Report every line in the listing below where the string "that" shows up.
-- Begin Material for the task --
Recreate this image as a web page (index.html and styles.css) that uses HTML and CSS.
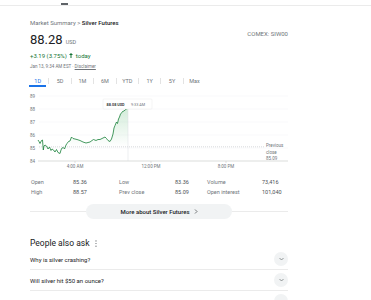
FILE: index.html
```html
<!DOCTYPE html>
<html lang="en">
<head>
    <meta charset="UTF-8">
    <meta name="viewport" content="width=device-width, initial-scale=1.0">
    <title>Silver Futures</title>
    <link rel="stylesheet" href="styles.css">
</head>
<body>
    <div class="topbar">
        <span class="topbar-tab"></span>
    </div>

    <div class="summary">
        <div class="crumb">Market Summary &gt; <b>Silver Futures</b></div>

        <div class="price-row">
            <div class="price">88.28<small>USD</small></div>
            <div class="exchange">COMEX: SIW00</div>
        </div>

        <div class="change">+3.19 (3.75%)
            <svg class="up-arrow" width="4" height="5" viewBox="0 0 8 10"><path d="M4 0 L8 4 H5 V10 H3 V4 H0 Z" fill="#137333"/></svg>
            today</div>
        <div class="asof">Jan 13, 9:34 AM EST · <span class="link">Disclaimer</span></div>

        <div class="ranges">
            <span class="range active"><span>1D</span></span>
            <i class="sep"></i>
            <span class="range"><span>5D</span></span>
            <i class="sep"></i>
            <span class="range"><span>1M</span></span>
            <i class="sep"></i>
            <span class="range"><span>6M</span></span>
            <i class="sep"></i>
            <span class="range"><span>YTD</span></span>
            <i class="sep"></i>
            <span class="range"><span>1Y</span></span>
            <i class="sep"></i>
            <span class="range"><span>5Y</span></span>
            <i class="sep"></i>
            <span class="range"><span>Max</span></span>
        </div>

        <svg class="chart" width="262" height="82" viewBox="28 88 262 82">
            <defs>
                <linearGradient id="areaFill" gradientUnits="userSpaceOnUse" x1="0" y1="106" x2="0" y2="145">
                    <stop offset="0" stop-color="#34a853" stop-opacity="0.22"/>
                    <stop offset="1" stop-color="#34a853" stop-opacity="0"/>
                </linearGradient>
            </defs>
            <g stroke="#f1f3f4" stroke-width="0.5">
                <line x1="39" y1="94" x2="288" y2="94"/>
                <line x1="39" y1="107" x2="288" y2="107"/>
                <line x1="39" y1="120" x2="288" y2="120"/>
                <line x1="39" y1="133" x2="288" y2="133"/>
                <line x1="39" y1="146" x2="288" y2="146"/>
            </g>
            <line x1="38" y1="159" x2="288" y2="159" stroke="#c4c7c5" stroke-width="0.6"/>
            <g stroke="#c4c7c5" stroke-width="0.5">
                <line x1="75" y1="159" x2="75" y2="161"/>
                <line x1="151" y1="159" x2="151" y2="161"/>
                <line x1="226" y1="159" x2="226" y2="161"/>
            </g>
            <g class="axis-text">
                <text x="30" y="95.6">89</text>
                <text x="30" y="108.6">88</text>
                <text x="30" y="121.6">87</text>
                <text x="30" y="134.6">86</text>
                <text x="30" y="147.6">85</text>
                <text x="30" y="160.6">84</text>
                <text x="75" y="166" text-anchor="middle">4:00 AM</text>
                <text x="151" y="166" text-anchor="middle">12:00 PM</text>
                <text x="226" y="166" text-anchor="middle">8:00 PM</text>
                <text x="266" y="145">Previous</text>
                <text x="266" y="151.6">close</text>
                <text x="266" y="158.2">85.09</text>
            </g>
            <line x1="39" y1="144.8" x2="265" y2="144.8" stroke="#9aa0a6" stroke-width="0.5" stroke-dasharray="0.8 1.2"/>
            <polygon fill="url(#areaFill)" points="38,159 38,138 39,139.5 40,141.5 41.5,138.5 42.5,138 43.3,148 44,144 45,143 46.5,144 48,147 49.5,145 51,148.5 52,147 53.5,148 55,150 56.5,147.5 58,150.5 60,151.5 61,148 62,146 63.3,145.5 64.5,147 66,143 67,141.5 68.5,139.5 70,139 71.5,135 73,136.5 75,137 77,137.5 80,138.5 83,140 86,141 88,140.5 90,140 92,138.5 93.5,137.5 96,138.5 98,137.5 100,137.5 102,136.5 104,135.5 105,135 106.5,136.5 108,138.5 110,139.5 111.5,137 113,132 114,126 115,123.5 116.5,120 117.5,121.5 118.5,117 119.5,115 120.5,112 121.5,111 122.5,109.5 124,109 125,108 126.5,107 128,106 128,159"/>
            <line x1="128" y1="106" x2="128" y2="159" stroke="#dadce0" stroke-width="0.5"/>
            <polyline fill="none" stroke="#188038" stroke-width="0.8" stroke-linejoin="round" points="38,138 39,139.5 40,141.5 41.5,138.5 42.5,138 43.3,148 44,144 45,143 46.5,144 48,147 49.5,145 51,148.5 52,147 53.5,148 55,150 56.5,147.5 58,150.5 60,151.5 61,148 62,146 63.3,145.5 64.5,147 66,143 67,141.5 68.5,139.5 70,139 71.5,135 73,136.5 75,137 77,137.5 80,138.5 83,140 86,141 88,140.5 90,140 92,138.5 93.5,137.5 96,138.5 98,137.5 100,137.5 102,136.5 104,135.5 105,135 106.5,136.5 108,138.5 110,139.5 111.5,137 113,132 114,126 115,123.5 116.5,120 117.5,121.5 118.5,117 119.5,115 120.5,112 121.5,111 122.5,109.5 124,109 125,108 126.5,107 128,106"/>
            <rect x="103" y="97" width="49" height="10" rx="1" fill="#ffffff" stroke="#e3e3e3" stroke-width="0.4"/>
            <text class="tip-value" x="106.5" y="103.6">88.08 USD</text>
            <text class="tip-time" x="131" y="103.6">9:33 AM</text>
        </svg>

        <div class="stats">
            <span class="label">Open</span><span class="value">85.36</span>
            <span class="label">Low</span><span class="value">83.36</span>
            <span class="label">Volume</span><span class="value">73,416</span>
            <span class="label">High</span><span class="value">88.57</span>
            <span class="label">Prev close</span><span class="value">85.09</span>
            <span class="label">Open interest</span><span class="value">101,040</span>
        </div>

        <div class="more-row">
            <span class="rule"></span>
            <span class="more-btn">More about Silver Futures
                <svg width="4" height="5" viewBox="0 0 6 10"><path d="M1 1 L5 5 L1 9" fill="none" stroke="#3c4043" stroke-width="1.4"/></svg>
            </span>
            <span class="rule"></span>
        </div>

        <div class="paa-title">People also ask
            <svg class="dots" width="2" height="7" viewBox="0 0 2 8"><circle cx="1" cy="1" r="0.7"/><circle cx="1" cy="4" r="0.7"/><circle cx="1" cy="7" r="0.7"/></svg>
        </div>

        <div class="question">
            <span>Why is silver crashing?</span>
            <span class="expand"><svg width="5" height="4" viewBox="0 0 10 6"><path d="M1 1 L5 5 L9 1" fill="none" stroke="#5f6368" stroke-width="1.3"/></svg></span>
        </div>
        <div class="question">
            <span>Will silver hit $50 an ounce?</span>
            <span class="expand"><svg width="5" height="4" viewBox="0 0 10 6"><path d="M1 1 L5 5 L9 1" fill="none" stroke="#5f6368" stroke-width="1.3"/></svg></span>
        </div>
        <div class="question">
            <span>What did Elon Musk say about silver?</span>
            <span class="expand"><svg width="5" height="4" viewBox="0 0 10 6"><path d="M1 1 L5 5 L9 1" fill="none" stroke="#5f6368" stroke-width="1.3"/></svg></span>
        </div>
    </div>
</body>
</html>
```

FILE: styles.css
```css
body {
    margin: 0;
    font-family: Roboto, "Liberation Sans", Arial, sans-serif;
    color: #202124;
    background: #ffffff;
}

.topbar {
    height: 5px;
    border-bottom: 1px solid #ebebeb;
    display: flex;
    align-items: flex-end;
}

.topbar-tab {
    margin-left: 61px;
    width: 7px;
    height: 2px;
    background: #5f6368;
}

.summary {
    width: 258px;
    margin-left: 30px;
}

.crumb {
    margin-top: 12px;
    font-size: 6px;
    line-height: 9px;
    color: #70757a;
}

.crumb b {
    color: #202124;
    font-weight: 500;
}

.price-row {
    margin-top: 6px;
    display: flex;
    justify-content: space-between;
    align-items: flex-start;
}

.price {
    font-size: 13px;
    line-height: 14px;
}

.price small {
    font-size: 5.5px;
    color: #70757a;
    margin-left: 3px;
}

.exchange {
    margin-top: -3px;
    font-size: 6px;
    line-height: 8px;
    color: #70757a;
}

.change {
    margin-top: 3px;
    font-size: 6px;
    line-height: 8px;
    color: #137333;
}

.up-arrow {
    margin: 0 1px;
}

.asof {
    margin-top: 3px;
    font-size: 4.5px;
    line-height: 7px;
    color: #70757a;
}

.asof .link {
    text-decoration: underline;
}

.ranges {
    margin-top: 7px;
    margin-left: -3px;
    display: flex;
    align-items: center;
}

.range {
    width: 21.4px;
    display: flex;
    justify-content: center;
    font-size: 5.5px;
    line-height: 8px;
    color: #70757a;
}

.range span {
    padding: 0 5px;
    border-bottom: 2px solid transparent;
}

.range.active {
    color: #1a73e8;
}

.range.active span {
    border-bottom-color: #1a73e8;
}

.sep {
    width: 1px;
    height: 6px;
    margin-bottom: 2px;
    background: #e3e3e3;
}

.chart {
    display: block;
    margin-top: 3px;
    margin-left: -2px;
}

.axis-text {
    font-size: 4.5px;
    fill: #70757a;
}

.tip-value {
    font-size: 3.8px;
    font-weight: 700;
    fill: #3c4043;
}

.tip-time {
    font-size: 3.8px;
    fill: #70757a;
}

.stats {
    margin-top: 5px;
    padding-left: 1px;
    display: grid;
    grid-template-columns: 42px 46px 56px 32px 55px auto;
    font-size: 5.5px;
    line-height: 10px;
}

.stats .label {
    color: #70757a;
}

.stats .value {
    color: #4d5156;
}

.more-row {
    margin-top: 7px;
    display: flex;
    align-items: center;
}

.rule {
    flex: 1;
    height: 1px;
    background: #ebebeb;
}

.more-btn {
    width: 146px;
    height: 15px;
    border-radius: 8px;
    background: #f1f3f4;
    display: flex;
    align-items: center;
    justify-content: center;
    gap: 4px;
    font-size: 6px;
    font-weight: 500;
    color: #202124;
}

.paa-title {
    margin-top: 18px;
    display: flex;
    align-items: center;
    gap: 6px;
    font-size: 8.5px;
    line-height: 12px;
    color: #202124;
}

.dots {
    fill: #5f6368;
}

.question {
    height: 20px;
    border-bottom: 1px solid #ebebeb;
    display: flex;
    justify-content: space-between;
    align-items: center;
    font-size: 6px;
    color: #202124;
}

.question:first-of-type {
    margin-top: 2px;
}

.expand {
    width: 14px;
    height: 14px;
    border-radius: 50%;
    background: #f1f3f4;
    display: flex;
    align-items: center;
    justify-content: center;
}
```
-- End Material for the task --
-- Begin Material for the task --
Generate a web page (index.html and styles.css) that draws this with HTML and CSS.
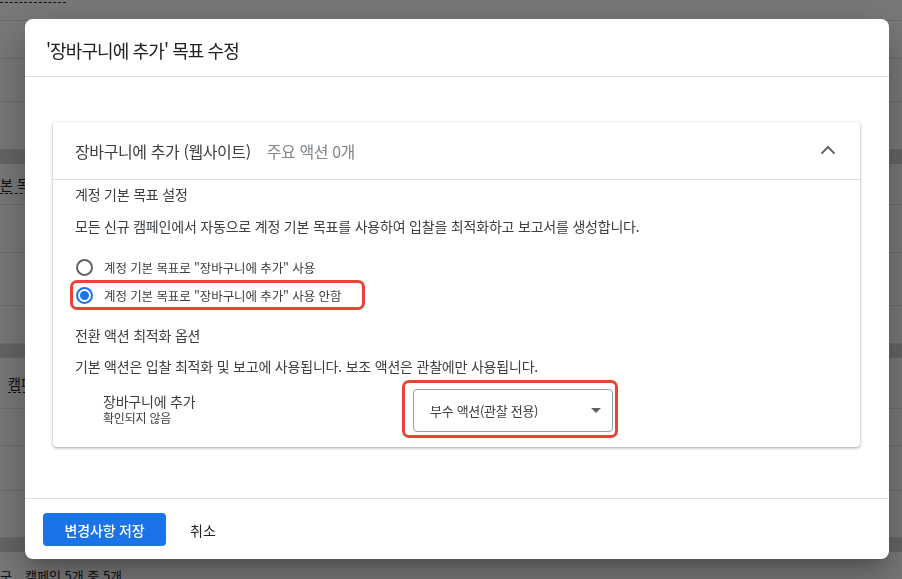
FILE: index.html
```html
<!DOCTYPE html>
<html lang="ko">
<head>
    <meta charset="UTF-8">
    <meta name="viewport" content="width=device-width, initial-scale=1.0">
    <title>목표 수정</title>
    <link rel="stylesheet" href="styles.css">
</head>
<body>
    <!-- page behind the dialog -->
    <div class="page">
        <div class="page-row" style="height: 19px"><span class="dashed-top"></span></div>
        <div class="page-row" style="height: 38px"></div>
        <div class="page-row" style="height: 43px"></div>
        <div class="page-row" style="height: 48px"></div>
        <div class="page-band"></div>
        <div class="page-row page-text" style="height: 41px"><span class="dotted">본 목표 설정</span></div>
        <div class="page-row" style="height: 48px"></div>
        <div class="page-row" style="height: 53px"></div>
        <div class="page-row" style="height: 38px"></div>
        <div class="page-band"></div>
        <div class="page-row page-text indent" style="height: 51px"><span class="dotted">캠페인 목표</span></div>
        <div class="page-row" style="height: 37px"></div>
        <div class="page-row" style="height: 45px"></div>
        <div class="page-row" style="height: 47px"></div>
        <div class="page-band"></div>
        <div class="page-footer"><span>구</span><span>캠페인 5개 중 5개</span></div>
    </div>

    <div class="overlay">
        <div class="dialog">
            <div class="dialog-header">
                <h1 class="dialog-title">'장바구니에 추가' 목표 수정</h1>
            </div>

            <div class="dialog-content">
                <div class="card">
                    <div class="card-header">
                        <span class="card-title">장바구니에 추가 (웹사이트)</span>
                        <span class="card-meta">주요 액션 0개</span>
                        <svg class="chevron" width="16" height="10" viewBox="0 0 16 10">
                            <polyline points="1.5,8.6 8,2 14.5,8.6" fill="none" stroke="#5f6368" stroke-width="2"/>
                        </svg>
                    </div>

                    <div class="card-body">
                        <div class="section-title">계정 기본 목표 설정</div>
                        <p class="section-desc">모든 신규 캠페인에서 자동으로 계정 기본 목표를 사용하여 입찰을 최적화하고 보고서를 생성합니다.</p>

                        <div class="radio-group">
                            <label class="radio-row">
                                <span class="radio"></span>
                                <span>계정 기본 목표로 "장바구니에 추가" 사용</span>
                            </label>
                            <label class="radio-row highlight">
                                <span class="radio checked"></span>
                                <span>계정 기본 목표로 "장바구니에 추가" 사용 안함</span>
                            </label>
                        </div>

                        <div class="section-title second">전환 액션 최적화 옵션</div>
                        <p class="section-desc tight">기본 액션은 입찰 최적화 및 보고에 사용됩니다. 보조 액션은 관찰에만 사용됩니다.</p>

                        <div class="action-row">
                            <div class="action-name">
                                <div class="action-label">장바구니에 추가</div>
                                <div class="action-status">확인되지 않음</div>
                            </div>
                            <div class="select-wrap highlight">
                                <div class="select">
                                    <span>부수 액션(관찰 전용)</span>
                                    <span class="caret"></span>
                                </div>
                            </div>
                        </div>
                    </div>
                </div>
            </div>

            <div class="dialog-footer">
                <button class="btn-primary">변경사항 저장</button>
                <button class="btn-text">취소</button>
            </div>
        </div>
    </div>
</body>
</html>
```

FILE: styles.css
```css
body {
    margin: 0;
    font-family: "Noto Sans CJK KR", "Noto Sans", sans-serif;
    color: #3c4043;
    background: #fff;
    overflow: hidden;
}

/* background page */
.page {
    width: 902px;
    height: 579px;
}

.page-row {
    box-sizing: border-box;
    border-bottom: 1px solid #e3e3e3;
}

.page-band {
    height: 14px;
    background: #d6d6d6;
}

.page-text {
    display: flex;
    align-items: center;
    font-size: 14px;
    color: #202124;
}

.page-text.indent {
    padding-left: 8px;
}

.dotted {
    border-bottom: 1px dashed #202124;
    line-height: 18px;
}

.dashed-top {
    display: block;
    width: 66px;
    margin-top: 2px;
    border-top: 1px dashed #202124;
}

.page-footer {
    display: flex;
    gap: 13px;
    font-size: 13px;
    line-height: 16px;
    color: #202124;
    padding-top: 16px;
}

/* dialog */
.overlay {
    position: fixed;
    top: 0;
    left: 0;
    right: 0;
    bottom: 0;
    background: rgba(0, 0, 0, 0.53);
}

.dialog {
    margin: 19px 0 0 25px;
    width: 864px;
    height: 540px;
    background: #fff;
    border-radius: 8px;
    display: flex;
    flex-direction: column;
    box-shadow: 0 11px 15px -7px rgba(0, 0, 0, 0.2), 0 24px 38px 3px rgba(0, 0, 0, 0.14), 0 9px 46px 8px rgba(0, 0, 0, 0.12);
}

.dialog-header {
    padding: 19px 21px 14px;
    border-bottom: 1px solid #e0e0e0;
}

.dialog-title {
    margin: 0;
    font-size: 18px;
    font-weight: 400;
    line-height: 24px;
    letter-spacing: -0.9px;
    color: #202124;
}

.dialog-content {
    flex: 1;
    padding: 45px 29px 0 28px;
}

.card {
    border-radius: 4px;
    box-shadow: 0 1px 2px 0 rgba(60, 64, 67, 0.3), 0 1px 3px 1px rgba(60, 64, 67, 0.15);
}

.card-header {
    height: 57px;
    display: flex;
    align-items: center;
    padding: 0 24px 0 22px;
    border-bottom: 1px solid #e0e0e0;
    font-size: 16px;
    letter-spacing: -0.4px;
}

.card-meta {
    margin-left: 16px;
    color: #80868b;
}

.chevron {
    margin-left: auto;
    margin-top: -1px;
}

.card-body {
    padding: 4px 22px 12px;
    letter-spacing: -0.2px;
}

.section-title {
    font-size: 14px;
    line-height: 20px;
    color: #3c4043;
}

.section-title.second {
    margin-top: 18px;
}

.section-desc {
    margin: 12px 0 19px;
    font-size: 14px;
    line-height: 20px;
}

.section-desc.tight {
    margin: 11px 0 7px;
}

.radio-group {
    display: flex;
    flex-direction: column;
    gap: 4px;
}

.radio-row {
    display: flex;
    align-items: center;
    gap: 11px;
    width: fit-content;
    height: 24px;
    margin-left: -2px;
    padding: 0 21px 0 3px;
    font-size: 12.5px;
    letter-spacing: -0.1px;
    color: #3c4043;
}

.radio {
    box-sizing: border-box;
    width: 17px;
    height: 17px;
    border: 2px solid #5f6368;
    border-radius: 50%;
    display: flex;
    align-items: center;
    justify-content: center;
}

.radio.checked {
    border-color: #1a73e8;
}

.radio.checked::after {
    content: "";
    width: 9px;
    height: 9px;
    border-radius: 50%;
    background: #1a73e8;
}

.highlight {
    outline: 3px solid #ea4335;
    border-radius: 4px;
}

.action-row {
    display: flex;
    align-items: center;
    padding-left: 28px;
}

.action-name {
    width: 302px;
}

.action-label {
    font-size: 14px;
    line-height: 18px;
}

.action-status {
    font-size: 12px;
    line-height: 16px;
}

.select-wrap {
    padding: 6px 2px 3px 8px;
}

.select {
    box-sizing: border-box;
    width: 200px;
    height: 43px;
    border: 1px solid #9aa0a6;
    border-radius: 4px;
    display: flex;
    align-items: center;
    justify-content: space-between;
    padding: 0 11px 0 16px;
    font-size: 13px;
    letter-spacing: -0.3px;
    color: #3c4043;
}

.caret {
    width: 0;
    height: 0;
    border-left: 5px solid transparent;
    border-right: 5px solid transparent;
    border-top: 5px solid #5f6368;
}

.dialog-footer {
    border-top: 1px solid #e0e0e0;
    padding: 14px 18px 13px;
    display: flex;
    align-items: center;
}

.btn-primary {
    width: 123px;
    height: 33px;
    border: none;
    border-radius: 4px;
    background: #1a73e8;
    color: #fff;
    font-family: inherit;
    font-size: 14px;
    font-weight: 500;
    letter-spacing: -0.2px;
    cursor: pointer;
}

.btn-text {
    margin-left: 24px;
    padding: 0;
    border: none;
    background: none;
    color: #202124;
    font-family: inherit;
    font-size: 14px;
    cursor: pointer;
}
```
-- End Material for the task --
• [Response below]:
Recreate this image as a web page (index.html and styles.css) that uses HTML and CSS.
Generate a web page (index.html and styles.css) that draws this with HTML and CSS.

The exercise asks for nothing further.